• Source material
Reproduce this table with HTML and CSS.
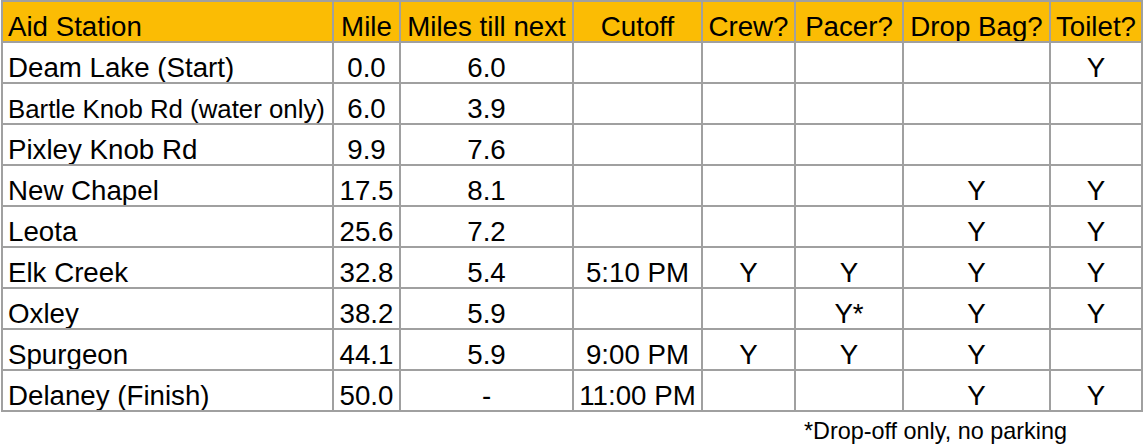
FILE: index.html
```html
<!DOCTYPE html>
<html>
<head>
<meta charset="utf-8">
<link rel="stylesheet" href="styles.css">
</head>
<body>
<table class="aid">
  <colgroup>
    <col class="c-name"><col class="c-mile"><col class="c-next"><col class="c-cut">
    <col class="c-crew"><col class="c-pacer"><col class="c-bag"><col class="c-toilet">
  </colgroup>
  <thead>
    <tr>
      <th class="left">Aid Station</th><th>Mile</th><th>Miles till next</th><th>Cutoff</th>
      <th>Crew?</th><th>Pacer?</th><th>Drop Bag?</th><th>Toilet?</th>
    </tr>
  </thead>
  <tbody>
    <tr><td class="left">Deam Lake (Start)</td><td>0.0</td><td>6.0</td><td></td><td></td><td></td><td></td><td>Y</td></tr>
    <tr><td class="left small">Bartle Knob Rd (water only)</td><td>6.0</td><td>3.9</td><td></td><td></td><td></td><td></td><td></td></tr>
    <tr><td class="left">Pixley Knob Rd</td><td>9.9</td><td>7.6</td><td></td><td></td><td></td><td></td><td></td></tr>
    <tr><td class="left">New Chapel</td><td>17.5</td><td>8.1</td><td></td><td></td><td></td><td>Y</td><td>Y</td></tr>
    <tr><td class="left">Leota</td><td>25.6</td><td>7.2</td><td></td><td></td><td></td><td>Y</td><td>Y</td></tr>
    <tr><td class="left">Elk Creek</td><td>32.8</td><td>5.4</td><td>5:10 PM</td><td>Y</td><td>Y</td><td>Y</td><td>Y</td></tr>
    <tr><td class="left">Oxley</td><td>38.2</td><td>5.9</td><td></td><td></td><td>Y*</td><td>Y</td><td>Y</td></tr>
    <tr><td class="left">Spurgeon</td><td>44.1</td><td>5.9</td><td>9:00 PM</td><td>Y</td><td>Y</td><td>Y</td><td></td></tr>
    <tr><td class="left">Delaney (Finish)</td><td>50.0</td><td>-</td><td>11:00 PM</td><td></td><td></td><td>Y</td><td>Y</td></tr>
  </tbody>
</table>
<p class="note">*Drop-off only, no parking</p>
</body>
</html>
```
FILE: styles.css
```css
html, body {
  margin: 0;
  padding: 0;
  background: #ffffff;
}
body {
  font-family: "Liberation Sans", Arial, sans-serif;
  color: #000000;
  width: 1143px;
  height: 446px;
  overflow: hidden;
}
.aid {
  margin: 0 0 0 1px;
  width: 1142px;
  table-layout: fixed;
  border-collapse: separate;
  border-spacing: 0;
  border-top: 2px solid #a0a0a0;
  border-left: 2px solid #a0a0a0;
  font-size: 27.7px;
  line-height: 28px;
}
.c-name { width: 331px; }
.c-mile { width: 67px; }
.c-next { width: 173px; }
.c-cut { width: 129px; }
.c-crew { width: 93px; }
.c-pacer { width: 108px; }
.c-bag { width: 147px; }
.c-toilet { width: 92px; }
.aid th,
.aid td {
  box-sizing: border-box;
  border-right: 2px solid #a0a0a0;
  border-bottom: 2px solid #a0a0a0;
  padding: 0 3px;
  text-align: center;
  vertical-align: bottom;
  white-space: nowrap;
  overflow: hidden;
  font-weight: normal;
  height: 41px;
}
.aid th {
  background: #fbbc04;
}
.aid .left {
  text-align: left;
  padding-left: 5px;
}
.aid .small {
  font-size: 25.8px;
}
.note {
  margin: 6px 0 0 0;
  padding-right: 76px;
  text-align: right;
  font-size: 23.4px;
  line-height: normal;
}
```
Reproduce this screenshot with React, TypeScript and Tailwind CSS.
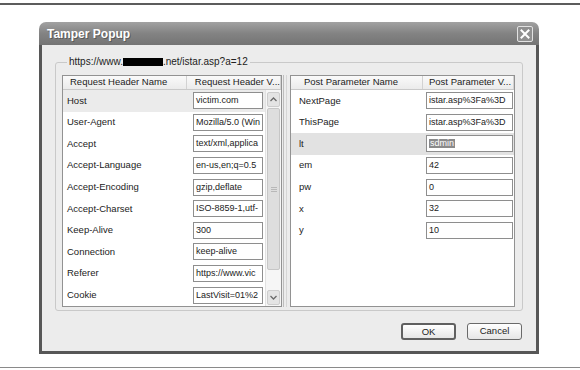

• Problem statement
Scan the material and collect every line that contains "table".

• Result of the task
Reproduce this table with HTML and CSS.
<table class="aid">
</table>
  table-layout: fixed;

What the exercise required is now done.